Ya pasaron 10 años, pero decir que se fue hace poco o mucho sería injusto. En términos de lo que me queda de vida, supongo que esos 10 años son una fracción menor del tiempo que me queda por delante sin ella. Pero, como nuestra percepción del tiempo siempre es relativa, también es cierto que esos 10 años, por ahora, representan poco más de la mitad del tiempo que sí pasé con ella. Porque con ella pasé 18 años 11 meses y 27 días. O, dicho de una forma más gráfica, 18 años y 364 días.

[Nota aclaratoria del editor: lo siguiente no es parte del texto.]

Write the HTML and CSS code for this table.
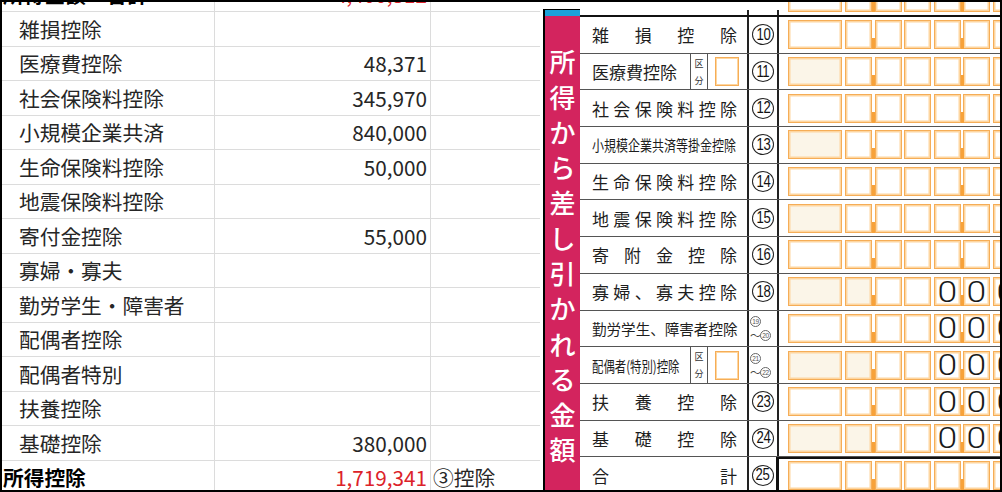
FILE: index.html
```html
<!DOCTYPE html>
<html lang="ja">
<head>
<meta charset="utf-8">
<title>所得控除</title>
<link rel="stylesheet" href="styles.css">
</head>
<body>
<div class="frame">
  <div class="sheet">
    <div class="grid">
      <div class="c1 bold">所得金額　合計</div><div class="c2 red">4,400,312</div><div class="c3"></div>
      <div class="c1">雑損控除</div><div class="c2"></div><div class="c3"></div>
      <div class="c1">医療費控除</div><div class="c2">48,371</div><div class="c3"></div>
      <div class="c1">社会保険料控除</div><div class="c2">345,970</div><div class="c3"></div>
      <div class="c1">小規模企業共済</div><div class="c2">840,000</div><div class="c3"></div>
      <div class="c1">生命保険料控除</div><div class="c2">50,000</div><div class="c3"></div>
      <div class="c1">地震保険料控除</div><div class="c2"></div><div class="c3"></div>
      <div class="c1">寄付金控除</div><div class="c2">55,000</div><div class="c3"></div>
      <div class="c1">寡婦・寡夫</div><div class="c2"></div><div class="c3"></div>
      <div class="c1">勤労学生・障害者</div><div class="c2"></div><div class="c3"></div>
      <div class="c1">配偶者控除</div><div class="c2"></div><div class="c3"></div>
      <div class="c1">配偶者特別</div><div class="c2"></div><div class="c3"></div>
      <div class="c1">扶養控除</div><div class="c2"></div><div class="c3"></div>
      <div class="c1">基礎控除</div><div class="c2">380,000</div><div class="c3"></div>
      <div class="c1 bold">所得控除</div><div class="c2 red">1,719,341</div><div class="c3">③控除</div>
    </div>
  </div>
  <div class="gap"></div>
  <div class="form">
    <div class="band">
      <div class="band-top"></div>
      <div class="band-blue"></div>
      <div class="band-red">
        <span>所</span><span>得</span><span>か</span><span>ら</span><span>差</span><span>し</span><span>引</span><span>か</span><span>れ</span><span>る</span><span>金</span><span>額</span>
      </div>
    </div>
    <div class="tbl">
      <div class="strip">
        <div class="s-lbl"></div>
        <div class="s-num"></div>
        <div class="bx">
          <div class="box w"></div><div class="box"></div><div class="box m"></div><div class="box"></div><div class="box"></div><div class="box m"></div><div class="box"></div>
        </div>
      </div>
      <div class="rows">
        <!-- 10 -->
        <div class="frow">
          <div class="lab"><div class="t sp"><span>雑</span><span>損</span><span>控</span><span>除</span></div></div>
          <div class="num"><div class="circ"><span>10</span></div></div>
          <div class="bx"><div class="box w"></div><div class="box"></div><div class="box m"></div><div class="box"></div><div class="box"></div><div class="box m"></div><div class="box"></div></div>
        </div>
        <!-- 11 -->
        <div class="frow">
          <div class="lab k"><div class="t">医療費控除</div><div class="kb"><span>区</span><span>分</span></div><div class="kx"><div class="kbox"></div></div></div>
          <div class="num"><div class="circ"><span>11</span></div></div>
          <div class="bx"><div class="box w cr"></div><div class="box"></div><div class="box m"></div><div class="box"></div><div class="box"></div><div class="box m"></div><div class="box"></div></div>
        </div>
        <!-- 12 -->
        <div class="frow">
          <div class="lab"><div class="t sp"><span>社</span><span>会</span><span>保</span><span>険</span><span>料</span><span>控</span><span>除</span></div></div>
          <div class="num"><div class="circ"><span>12</span></div></div>
          <div class="bx"><div class="box w"></div><div class="box"></div><div class="box m"></div><div class="box"></div><div class="box"></div><div class="box m"></div><div class="box"></div></div>
        </div>
        <!-- 13 -->
        <div class="frow">
          <div class="lab"><div class="t"><span class="cond c80">小規模企業共済等掛金控除</span></div></div>
          <div class="num"><div class="circ"><span>13</span></div></div>
          <div class="bx"><div class="box w cr"></div><div class="box"></div><div class="box m"></div><div class="box"></div><div class="box"></div><div class="box m"></div><div class="box"></div></div>
        </div>
        <!-- 14 -->
        <div class="frow">
          <div class="lab"><div class="t sp"><span>生</span><span>命</span><span>保</span><span>険</span><span>料</span><span>控</span><span>除</span></div></div>
          <div class="num"><div class="circ"><span>14</span></div></div>
          <div class="bx"><div class="box w"></div><div class="box"></div><div class="box m"></div><div class="box"></div><div class="box"></div><div class="box m"></div><div class="box"></div></div>
        </div>
        <!-- 15 -->
        <div class="frow">
          <div class="lab"><div class="t sp"><span>地</span><span>震</span><span>保</span><span>険</span><span>料</span><span>控</span><span>除</span></div></div>
          <div class="num"><div class="circ"><span>15</span></div></div>
          <div class="bx"><div class="box w cr"></div><div class="box"></div><div class="box m"></div><div class="box"></div><div class="box"></div><div class="box m"></div><div class="box"></div></div>
        </div>
        <!-- 16 -->
        <div class="frow">
          <div class="lab"><div class="t sp"><span>寄</span><span>附</span><span>金</span><span>控</span><span>除</span></div></div>
          <div class="num"><div class="circ"><span>16</span></div></div>
          <div class="bx"><div class="box w"></div><div class="box"></div><div class="box m"></div><div class="box"></div><div class="box"></div><div class="box m"></div><div class="box"></div></div>
        </div>
        <!-- 18 -->
        <div class="frow">
          <div class="lab"><div class="t sp"><span>寡</span><span>婦</span><span>、</span><span>寡</span><span>夫</span><span>控</span><span>除</span></div></div>
          <div class="num"><div class="circ"><span>18</span></div></div>
          <div class="bx"><div class="box w cr"></div><div class="box cr"></div><div class="box m"></div><div class="box"></div><div class="box z"><span>0</span></div><div class="box m z"><span>0</span></div><div class="box z"><span>0</span></div></div>
        </div>
        <!-- 19-20 -->
        <div class="frow">
          <div class="lab"><div class="t"><span class="cond c97">勤労学生、障害者控除</span></div></div>
          <div class="num"><div class="pair"><div class="sc">19</div><div class="pr"><span class="tl">～</span><div class="sc">20</div></div></div></div>
          <div class="bx"><div class="box w"></div><div class="box"></div><div class="box m"></div><div class="box"></div><div class="box z"><span>0</span></div><div class="box m z"><span>0</span></div><div class="box z"><span>0</span></div></div>
        </div>
        <!-- 21-22 -->
        <div class="frow">
          <div class="lab k"><div class="t"><span class="cond c76">配偶者(特別)控除</span></div><div class="kb"><span>区</span><span>分</span></div><div class="kx"><div class="kbox"></div></div></div>
          <div class="num"><div class="pair"><div class="sc">21</div><div class="pr"><span class="tl">～</span><div class="sc">22</div></div></div></div>
          <div class="bx"><div class="box w cr"></div><div class="box cr"></div><div class="box m"></div><div class="box"></div><div class="box z"><span>0</span></div><div class="box m z"><span>0</span></div><div class="box z"><span>0</span></div></div>
        </div>
        <!-- 23 -->
        <div class="frow">
          <div class="lab"><div class="t sp"><span>扶</span><span>養</span><span>控</span><span>除</span></div></div>
          <div class="num"><div class="circ"><span>23</span></div></div>
          <div class="bx"><div class="box w"></div><div class="box"></div><div class="box m"></div><div class="box"></div><div class="box z"><span>0</span></div><div class="box m z"><span>0</span></div><div class="box z"><span>0</span></div></div>
        </div>
        <!-- 24 -->
        <div class="frow">
          <div class="lab"><div class="t sp"><span>基</span><span>礎</span><span>控</span><span>除</span></div></div>
          <div class="num"><div class="circ"><span>24</span></div></div>
          <div class="bx"><div class="box w cr"></div><div class="box cr"></div><div class="box m"></div><div class="box"></div><div class="box z"><span>0</span></div><div class="box m z"><span>0</span></div><div class="box z"><span>0</span></div></div>
        </div>
        <!-- 25 -->
        <div class="frow total">
          <div class="lab"><div class="t sp"><span>合</span><span>計</span></div></div>
          <div class="num"><div class="circ"><span>25</span></div></div>
          <div class="bx"><div class="box w"></div><div class="box"></div><div class="box m"></div><div class="box"></div><div class="box"></div><div class="box m"></div><div class="box"></div></div>
        </div>
      </div>
    </div>
  </div>
</div>
</body>
</html>
```

FILE: styles.css
```css
html, body {
  margin: 0;
  padding: 0;
  background: #fff;
}

.frame {
  width: 1002px;
  height: 492px;
  box-sizing: border-box;
  border: 2px solid #000;
  display: flex;
  overflow: hidden;
  background: #fff;
}

/* ---------- spreadsheet ---------- */
.sheet {
  width: 538px;
  flex: none;
  overflow: hidden;
  font-family: "Noto Sans CJK JP", "Noto Sans", sans-serif;
  font-size: 20.7px;
  color: #262626;
}

.grid {
  display: grid;
  grid-template-columns: 213px 216px 109px;
  grid-auto-rows: 34.5px;
  margin-top: -24.5px;
}

.grid > div {
  box-sizing: border-box;
  border-bottom: 1px solid #dcdcdc;
  display: flex;
  align-items: center;
  white-space: nowrap;
  overflow: hidden;
}

.c1 {
  border-right: 1px solid #dcdcdc;
  padding-left: 17px;
}

.c2 {
  border-right: 1px solid #dcdcdc;
  justify-content: flex-end;
  padding-right: 3px;
}

.c3 {
  padding-left: 2px;
}

.grid > .bold {
  font-weight: 700;
  padding-left: 1px;
  color: #000;
}

.red {
  color: #dc2229;
}

.gap {
  width: 3px;
  flex: none;
}

/* ---------- form ---------- */
.form {
  width: 457px;
  flex: none;
  display: flex;
  font-family: "Noto Sans CJK JP", "Noto Sans", sans-serif;
  color: #1e1e1e;
}

.band {
  width: 37px;
  flex: none;
  display: flex;
  flex-direction: column;
}

.band-top {
  height: 7px;
  flex: none;
}

.band-blue {
  height: 7px;
  flex: none;
  box-sizing: border-box;
  border-top: 1px solid #000;
  border-left: 2px solid #000;
  background: #1ca1d9;
}

.band-red {
  flex: 1;
  border-left: 2px solid #000;
  background: #d3245e;
  display: flex;
  flex-direction: column;
  align-items: center;
  justify-content: center;
  padding-top: 4px;
  color: #fff;
  font-size: 26px;
  line-height: 35.3px;
  font-weight: 500;
}

.tbl {
  width: 420px;
  flex: none;
  display: flex;
  flex-direction: column;
}

.strip {
  height: 13px;
  flex: none;
  display: flex;
  align-items: flex-end;
  overflow: hidden;
}

.s-lbl {
  width: 167px;
  flex: none;
}

.s-num {
  width: 32px;
  height: 5px;
  flex: none;
  box-sizing: border-box;
  border-left: 2px solid #222;
  border-right: 2px solid #222;
}

.strip .bx {
  padding-bottom: 3px;
}

.rows {
  flex: 1;
  border-top: 2px solid #111;
  overflow: hidden;
}

.frow {
  height: 36.7px;
  box-sizing: border-box;
  border-bottom: 1px solid #555;
  display: flex;
}

.lab {
  width: 167px;
  flex: none;
  display: flex;
}

.t {
  flex: 1;
  display: flex;
  align-items: center;
  padding: 0 10px 0 12px;
  font-size: 17px;
  white-space: nowrap;
}

.t.sp {
  justify-content: space-between;
}

.cond {
  display: inline-block;
  font-size: 15px;
  transform-origin: left center;
}

.c80 { transform: scaleX(0.8); }
.c97 { transform: scaleX(0.97); }
.c76 { transform: scaleX(0.76); }

.lab.k .t {
  flex: none;
  width: 110px;
  box-sizing: border-box;
}

.kb {
  width: 18px;
  flex: none;
  box-sizing: border-box;
  border-left: 1px solid #555;
  border-right: 1px solid #555;
  display: flex;
  flex-direction: column;
  align-items: center;
  justify-content: center;
  gap: 8px;
  font-size: 9px;
  line-height: 1;
  color: #333;
}

.kx {
  flex: 1;
  display: flex;
  align-items: center;
  padding-left: 7px;
}

.kbox {
  width: 24px;
  height: 29px;
  box-sizing: border-box;
  border: 1px solid #f5ad57;
  box-shadow: inset 0 0 0 1px #fed6a0;
}

.num {
  width: 32px;
  flex: none;
  box-sizing: border-box;
  border-left: 2px solid #222;
  border-right: 2px solid #222;
  display: flex;
  align-items: center;
  justify-content: center;
}

.circ {
  width: 22px;
  height: 21px;
  box-sizing: border-box;
  border: 1.3px solid #222;
  border-radius: 50%;
  display: flex;
  align-items: center;
  justify-content: center;
  font-family: "Liberation Sans", Arial, sans-serif;
  font-size: 16px;
  line-height: 1;
  color: #111;
}

.circ span {
  display: inline-block;
  transform: scaleX(0.82);
  letter-spacing: -0.5px;
}

.pair {
  width: 26px;
  display: flex;
  flex-direction: column;
  align-items: flex-start;
  gap: 3px;
  margin-top: 1px;
}

.pr {
  display: flex;
  align-items: center;
}

.tl {
  font-size: 11px;
  line-height: 1;
  color: #444;
  width: 10px;
}

.sc {
  width: 11px;
  height: 11px;
  box-sizing: border-box;
  border: 1px solid #666;
  border-radius: 50%;
  display: flex;
  align-items: center;
  justify-content: center;
  font-family: "Liberation Sans", Arial, sans-serif;
  font-size: 6.5px;
  color: #555;
  letter-spacing: -0.3px;
}

.bx {
  flex: 1;
  min-width: 0;
  display: flex;
  align-items: center;
  padding-left: 9px;
  overflow: hidden;
}

.box {
  position: relative;
  width: 27px;
  height: 29px;
  flex: none;
  box-sizing: border-box;
  border: 1px solid #f5ad57;
  box-shadow: inset 0 0 0 1.5px #fed6a0;
  background: #fff;
  margin-left: 2.5px;
}

.box.w {
  width: 54px;
  margin-left: 0;
}

.box.w + .box {
  margin-left: 3px;
}

.box.cr {
  background: #fbf5e8;
}

.box.m::before {
  content: "";
  position: absolute;
  left: -3.5px;
  bottom: -1px;
  width: 3px;
  height: 11px;
  background: #f7a23a;
}

.box.z {
  display: flex;
  align-items: center;
  justify-content: center;
  font-family: Roboto, "Liberation Sans", sans-serif;
  font-weight: 300;
  font-size: 30px;
  line-height: 1;
  color: #1a1a1a;
}

.box.z span {
  display: inline-block;
  transform: scaleX(1.18);
}

.frow.total .bx {
  border-top: 2px solid #111;
  align-items: flex-start;
  padding-top: 2px;
}

.frow.total .num {
  border-right: 3px solid #111;
}
```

Cuando pienso en una foto suya, pienso en la última que le saqué yo, agarrada de la mano de él, recién salidos del hospital, intuyo que con poca certeza de la realidad en la que estaban inmersos. Sobre todo ella, que, con su enfermedad, había días en los que ni siquiera sabía cuál era la realidad. Pero ahí estaban, sonriendo, agarrándose de la mano. Sin pensar en qué pasaría. Porque, a esa edad, ¿quién se preocupa por lo que pueda estar más lejos de mañana?

La segunda foto es esa en la que está subida a un caballo. Recuerdo poco de esa tarde, pero sí sé que todos nos sacamos una foto arriba del caballo. No sé dónde quedó la mía, si se perdió ni siquiera me importa, pero sí estoy seguro de que tengo su foto, con esa expresión serena y tranquila que siempre me dio paz.

Está esa foto de más joven, varios años atrás, en la que sale entre sus flores. Y recordarla feliz me hace feliz a mí. Tengo esos recuerdos de mucho más chico en los que estaba todo tan florecido, todo tan colorido, todo tan cuidado. Las mañanas y las tardes entre todo ese frescor que dan las plantas bien crecidas.

Hay dos dolores que me quedan cuando traigo todos los recuerdos a mi memoria y repaso mentalmente todas esas fotos.

El primero, extendido en el tiempo y el espacio, es no tener ninguna foto con ella, al menos no de grande. Ninguna foto abrazándola, sonriendo, creyéndola eterna, creyendo eterno ese abrazo.

El segundo, mucho más puntual, es no haberla podido despedir hace 10 años. Por eso le sigo escribiendo, por eso me sigue doliendo. Por eso puedo recordarla cuando siento el olor a tierra mojada, cuando como fideos con mucha manteca o cuando desayuno tortitas con manteca y dulce de leche. Por eso he seguido soñando con ese abrazo que no tengo inmortalizado en ninguna foto. Ese abrazo tan vívido, que puedo revivir si cierro los ojos y me concentro y sentir el olor de su pelo y el tacto de su piel. Y escuchar su risita y su voz llamándome o retando a alguien enojada.

Por todo eso sigo llorando casi siempre que escribo o recuerdo, cada vez que pienso cómo habría vivido los años que vinieron en mi futuro, cómo habría recibido su bisnieto, cómo habría acompañado mis alegrías, cómo me habría seguido mañoseando. Cómo me habría retado cada vez que me pelaba o cada vez que me dejaba el pelo largo de más. Cómo me habría abrazado cada nueva vez que llegara a verla. Cómo habría disfrutado yo de su compañía ya de grande, no siendo un adolescente.

Me encantaría saber cómo habrían sido seguir viviendo todo eso a su lado. Y por eso le voy a seguir escribiendo.